Tutorial 2 : More advanced usages
This turial presents the more advanced usage in deepvisiontools : - Using advanced configurations - Create custom dataset reader, preprocessings - Additional augmentations and custom ones - Create custom model wrappers - Create custom metrics - Play with inference with patchification parameters - Create custom data_type
Configuration() : all parameters
Here we just want to give you an overview of what Configuration() can already do for you. All this can be found in the documentation of Configuration()
device: Literal[“cpu”, “cuda”] = “cpu” Select the type of device to use. Note that deepvisiontools has not been developped for distribution over gpus nor multiprocessing with cpu.
data_type: Literal[“instance_mask”, “bbox”, “keypoint”, “semantic_mask”] = “bbox” This basically handle the task type
num_classes: int = 1 Simple enough : just change the number of target classes for all data_type
mask_min_size: int = 15 This is used both for semantic_mask and instance_mask : if a given mask has less than this pixel threshold it is simply removed
semantic_mask_logits_combination: Literal[“avg”, “min”, “max”] = “avg” This is use only for semantic segmentation. It’s the combination of logits method to be used. It’s called into the add method of the SemanticMaskFormat and is useful for patchification in particular. “avg” returns the average of logits and min and max are equaly explicits … Note that when we combine logits we do not combine them if one of them or both are 0. In that case the max is used (this is done to avoid mixing an empty black image prediction with an actual good image, in case of padding it can happen for exemple)
splitted_mask_handling: bool = False This is used for instance_mask : If set to true it can manage augmentations that split an object in multiple parts by creating a new object type for each par that is splitted ! It’s set to False by default as it can be quite disturbing to use (for exemple if you perform local transformation on images …)

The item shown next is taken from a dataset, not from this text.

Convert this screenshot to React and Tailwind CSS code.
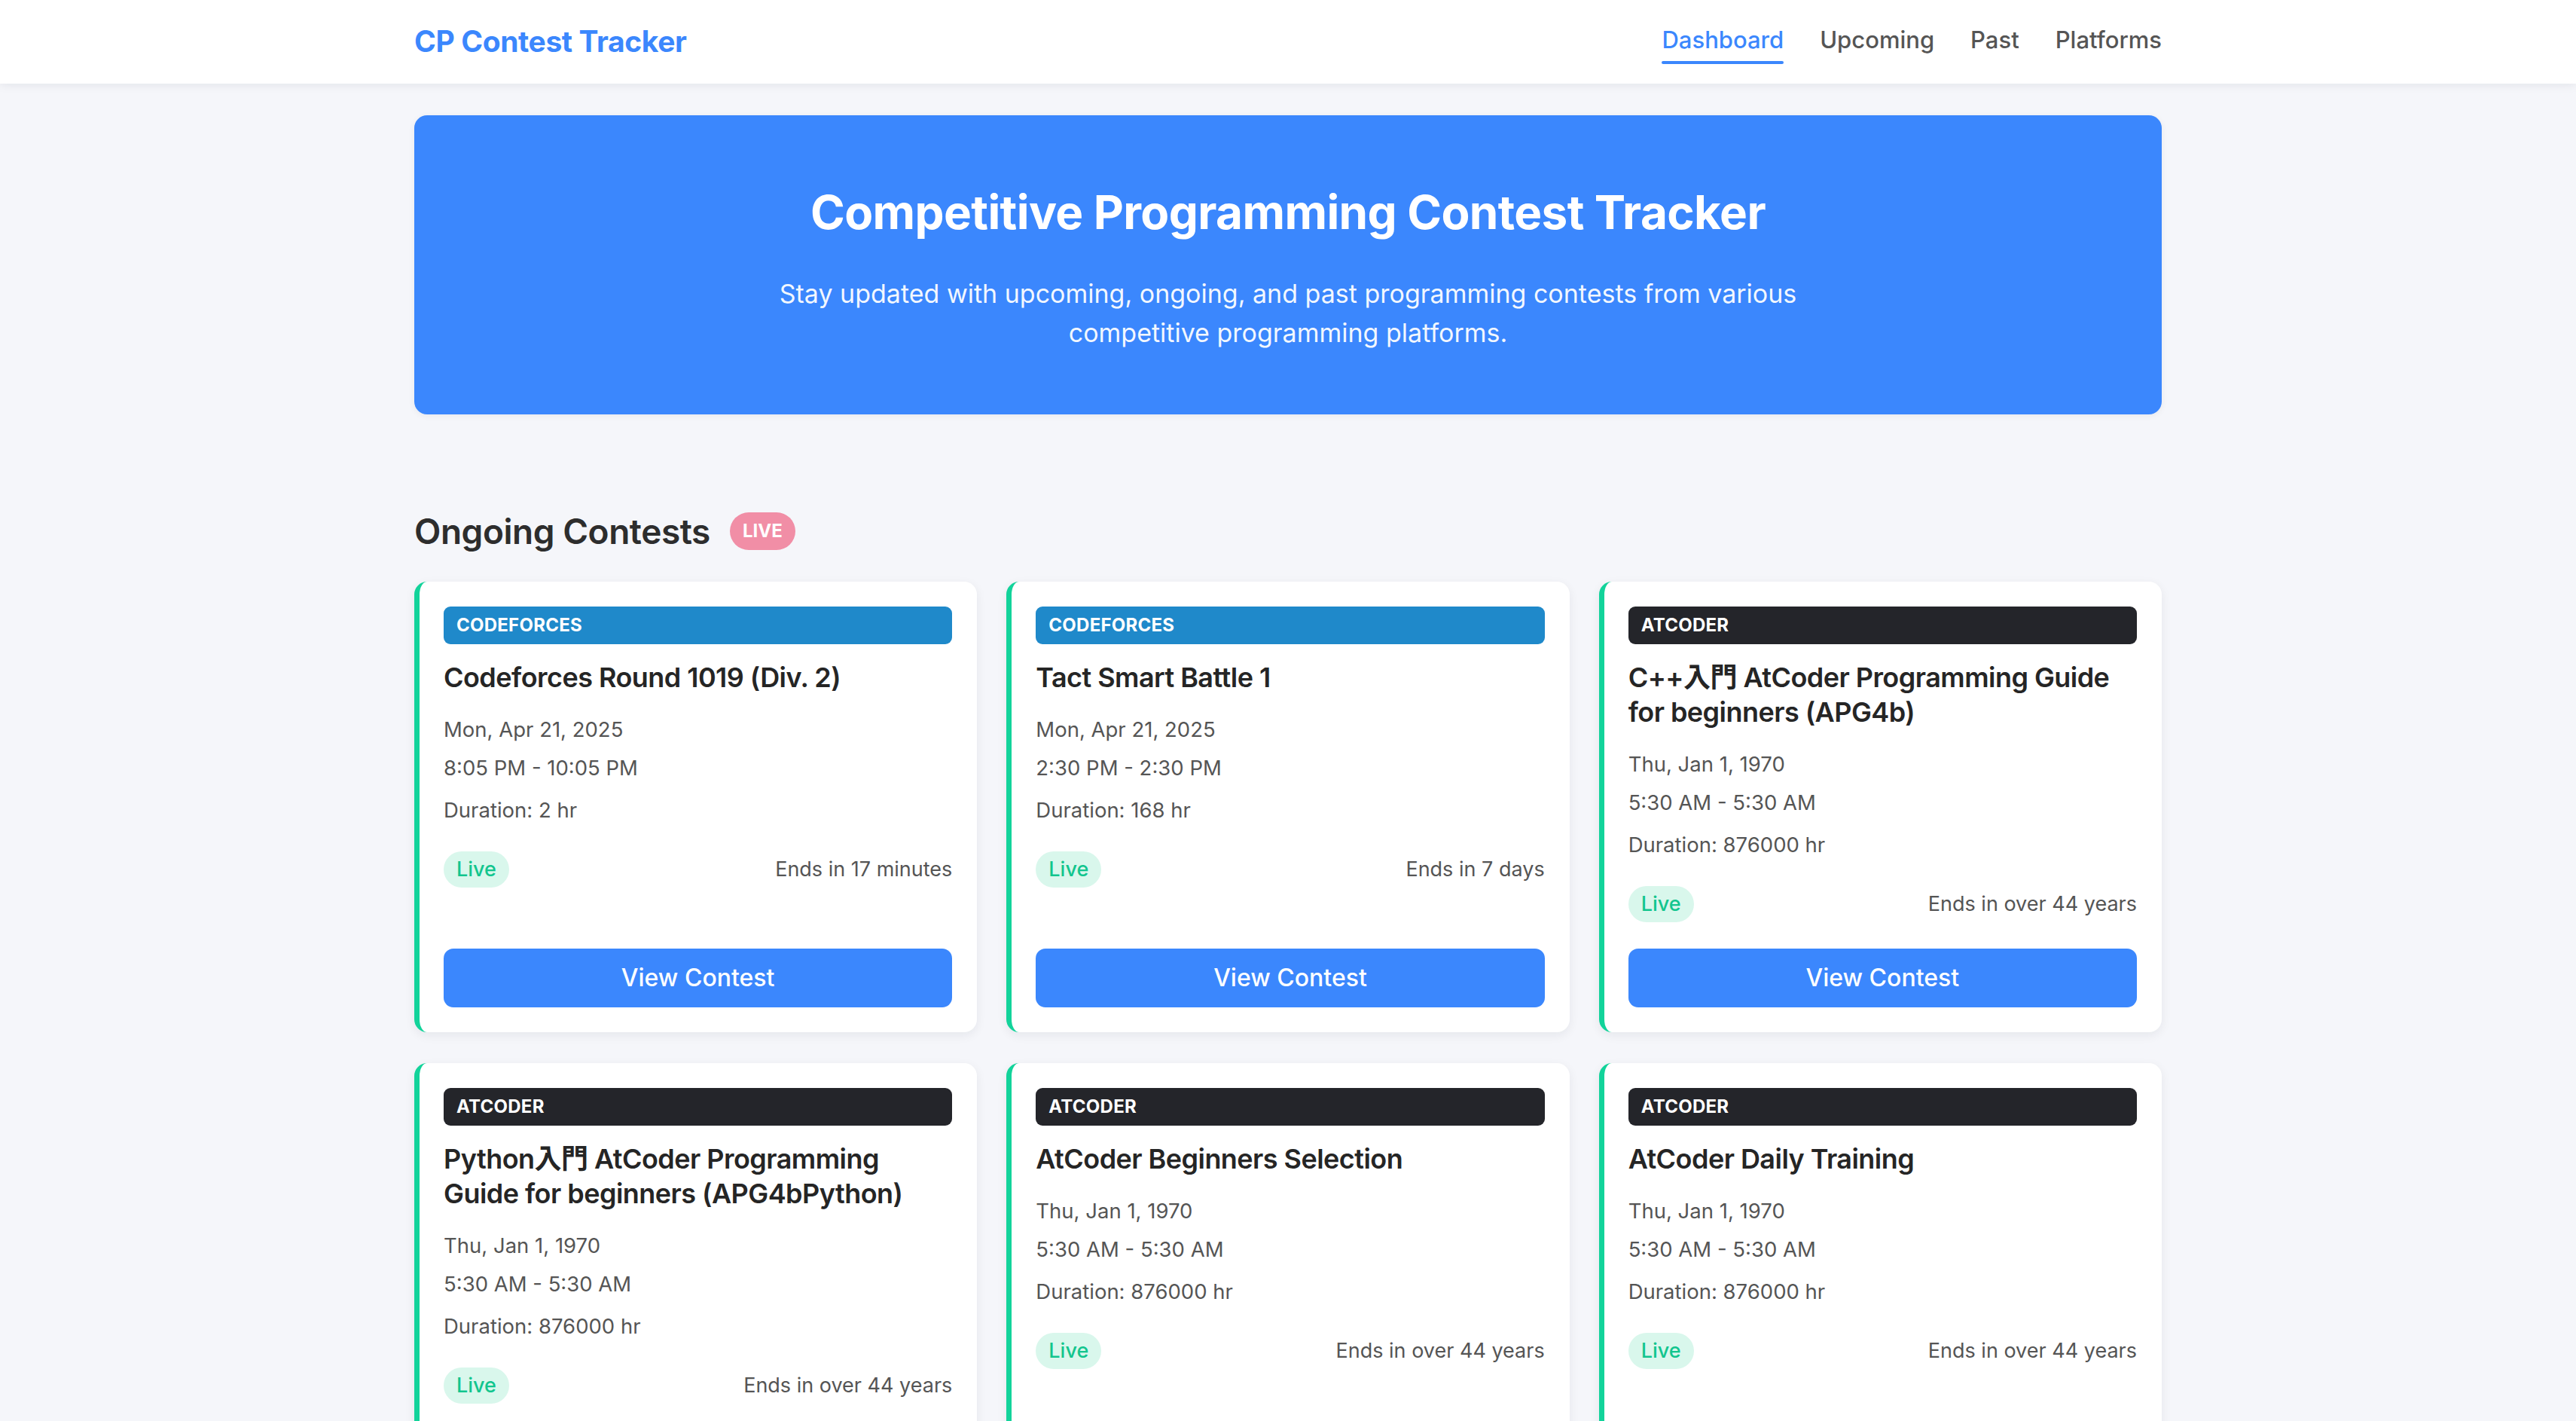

model_nms_threshold: float = 0.45 Used only for bbox or instance_mask. This is the nms IoU threshold used in model post-processing. For exemple in som models you predict very large number of boxes and you need to remove the duplicates (typically by using an nms algorithm). It’s an hyper-parameter you can play with for your inferences.
model_confidence_threshold: float = 0.5 Used only for bbox or instance_mask. This simply remove objects for which the confidence score is below. You need to play with that to optimize your predictions.
model_max_detection: int = 300 Used only for bbox or instance_mask. This is the maximum number of predictions you will output from your model. It can be useful in case you generate a lots of predictions that are stored into your gpu device.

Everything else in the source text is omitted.